En este proceso no todo ha sido, por supuesto, sometimiento a las leyes del mercado y a los dictados de la sociedad de masas. Los poderes públicos, siempre tan proclives a remar a favor del viento, han contribuido también con sus políticas al actual estado de cosas. Las ayudas a la cultura, incorporadas singularmente con los gobiernos socialistas de Felipe González —en una operación hecha a imagen y semejanza del modelo francés, ese que Marc Fumaroli ha desmenuzado sin contemplaciones en su ensayo «El Estado cultural» (Acantilado)—, han combinado las inyecciones de dinero a fondo perdido, en forma de convenios o subvenciones, con las rebajas fiscales. Lo cual ha tenido, claro, consecuencias. La más llamativa, la construcción de una industria del ocio también llamada cultural, dependiente en gran medida del Estado y fiel, en justa correspondencia, a sus requerimientos.

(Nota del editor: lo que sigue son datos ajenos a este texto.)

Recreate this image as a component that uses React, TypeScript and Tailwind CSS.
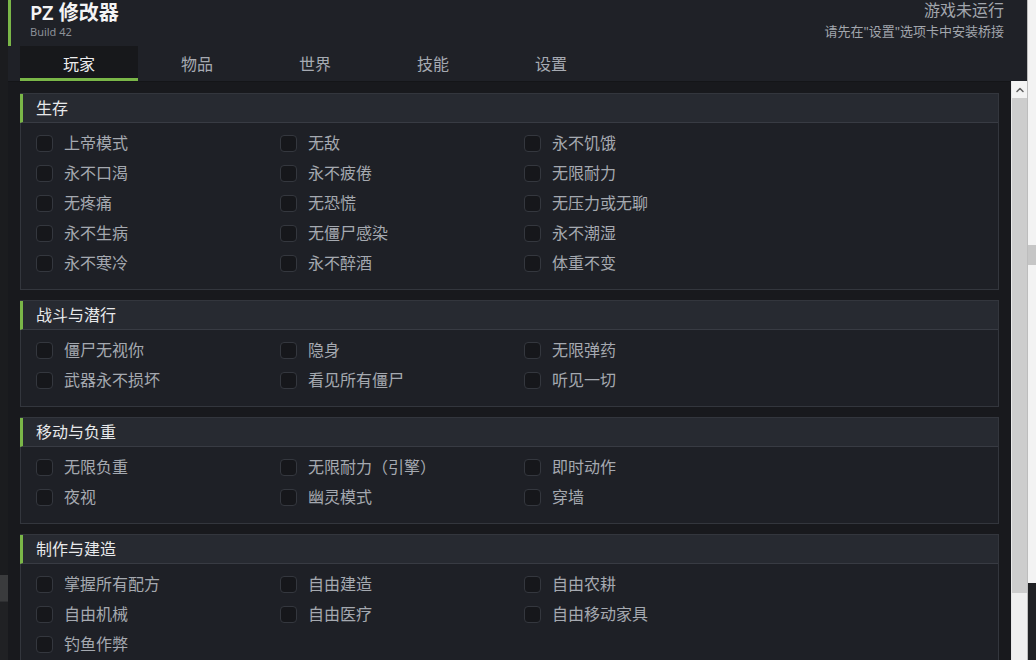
import {Check, ChevronUp} from "lucide-react";

const tabs = ["玩家", "物品", "世界", "技能", "设置"];

const sections: {title: string; items: string[]}[] = [
    {
        title: "生存",
        items: [
            "上帝模式", "无敌", "永不饥饿",
            "永不口渴", "永不疲倦", "无限耐力",
            "无疼痛", "无恐慌", "无压力或无聊",
            "永不生病", "无僵尸感染", "永不潮湿",
            "永不寒冷", "永不醉酒", "体重不变",
        ],
    },
    {
        title: "战斗与潜行",
        items: ["僵尸无视你", "隐身", "无限弹药", "武器永不损坏", "看见所有僵尸", "听见一切"],
    },
    {
        title: "移动与负重",
        items: ["无限负重", "无限耐力（引擎）", "即时动作", "夜视", "幽灵模式", "穿墙"],
    },
    {
        title: "制作与建造",
        items: ["掌握所有配方", "自由建造", "自由农耕", "自由机械", "自由医疗", "自由移动家具", "钓鱼作弊"],
    },
];

const font = {fontFamily: '"Noto Sans", "Noto Sans CJK SC", sans-serif'};

const Toggle = ({label, checked = false}: {label: string; checked?: boolean}) => (
    <label className="flex items-center h-[30px] cursor-pointer select-none">
        <span
            className="w-[17px] h-[17px] rounded-[4px] border border-[#34373e] bg-[#16171b] flex items-center justify-center">
            {checked && <Check size={12} className="text-[#7ab648]"/>}
        </span>
        <span className="ml-[11px] text-[16px] leading-none text-[#a5a9b0]">{label}</span>
    </label>
);

const Section = ({title, items}: {title: string; items: string[]}) => (
    <div className="border border-[#33363d] bg-[#1e2026]">
        <div className="h-[29px] flex items-center border-b border-[#383b43] bg-[#272a31] border-l-[3px] border-l-[#7ab648] -ml-px pl-[13px]">
            <span className="text-[16px] leading-none text-[#e8e9eb]">{title}</span>
        </div>
        <div className="grid grid-cols-[244px_244px_244px] pl-[15px] pt-[5px] pb-[11px]">
            {items.map(item => <Toggle key={item} label={item}/>)}
        </div>
    </div>
);

const App = () => {
    return (
        <div className="w-[1036px] h-[660px] flex overflow-hidden bg-[#1c1d20]" style={font}>
            {/* window behind, left edge */}
            <div className="w-[8px] flex flex-col shrink-0">
                <div className="h-[575px] bg-[#1b1c1f]"/>
                <div className="h-[26px] bg-[#3a3b3d]"/>
                <div className="flex-1 bg-[#202124] border-t border-[#2e2f32]"/>
            </div>

            {/* main window */}
            <div className="w-[1019px] flex flex-col shrink-0">
                <div className="bg-[#1f2127]">
                    <div className="flex justify-between">
                        <div className="h-[46px] border-l-[3px] border-[#7ab648] pl-[19px]">
                            <div className="text-[20px] leading-[24px] font-semibold text-[#f4f4f5] pt-[1px]">PZ 修改器</div>
                            <div className="text-[11px] leading-[13px] text-[#8b9098]">Build 42</div>
                        </div>
                        <div className="flex flex-col items-end pr-[23px] pt-[1px]">
                            <div className="text-[16px] leading-[18px] text-[#a2a6ad]">游戏未运行</div>
                            <div className="text-[13px] leading-[16px] mt-[4px] text-[#a2a6ad]">请先在"设置"选项卡中安装桥接</div>
                        </div>
                    </div>
                    <div className="flex pl-[12px] h-[35px]">
                        {tabs.map((tab, i) => (
                            <div
                                key={tab}
                                className={
                                    i === 0
                                        ? "w-[118px] flex items-center justify-center bg-[#17181b] border-b-[3px] border-[#7ab648] text-[16px] text-[#ececee] pt-[3px]"
                                        : "w-[118px] flex items-center justify-center border-b-[3px] border-transparent text-[16px] text-[#a6aab2] pt-[3px]"
                                }
                            >
                                {tab}
                            </div>
                        ))}
                    </div>
                </div>

                <div className="flex-1 flex min-h-0">
                    <div className="w-[1003px] bg-[#18191d] border-t border-[#141518] px-[12px] pt-[11px] flex flex-col gap-[10px] overflow-hidden">
                        {sections.map(s => <Section key={s.title} title={s.title} items={s.items}/>)}
                    </div>
                    <div className="w-[16px] flex flex-col bg-[#f0f0f0] border-l border-[#e8e8e8]">
                        <div className="h-[17px] flex items-center justify-center bg-[#f3f3f3]">
                            <ChevronUp size={12} strokeWidth={3} className="text-[#606060]"/>
                        </div>
                        <div className="h-[495px] bg-[#cdcdcd]"/>
                        <div className="flex-1 bg-[#efefef]"/>
                    </div>
                </div>
            </div>

            {/* desktop behind, right edge */}
            <div className="flex-1 flex flex-col border-l border-[#bdbdbd]">
                <div className="h-[245px] bg-[#f3f3f3]"/>
                <div className="h-[20px] bg-[#c6c6c6]"/>
                <div className="h-[318px] bg-[#f3f3f3]"/>
                <div className="flex-1 bg-[#202124]"/>
            </div>
        </div>
    );
};

export default App;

Ignoro si esos vínculos van a perdurar en el futuro o si, por el contrario, el cambio de tipo y las declaraciones del portavoz ministerial preludian ya la ruptura. Pero, por si acaso, yo les recomendaría a esos directivos de la Unión un cambio de táctica. Olvídense de la cultura y concéntrese en el IVA. Si lo que les afean es que se lucran con el entretenimiento, es decir, que colaboran en el «panem et circenses» al que tan aficionados son los gobiernos, ¿por qué no reivindican que se les aplique un 4%, como al pan, en vez del 21% a que les ha llevado el circo? Aunque no les escondo que eso tiene su riesgo. Porque, con lo mal que está la cosa, igual esos desalmados de Hacienda le dan la vuelta a la propuesta y nos encontramos, en un próximo Consejo de Ministros, con el anuncio de que el pan pasa al 21%.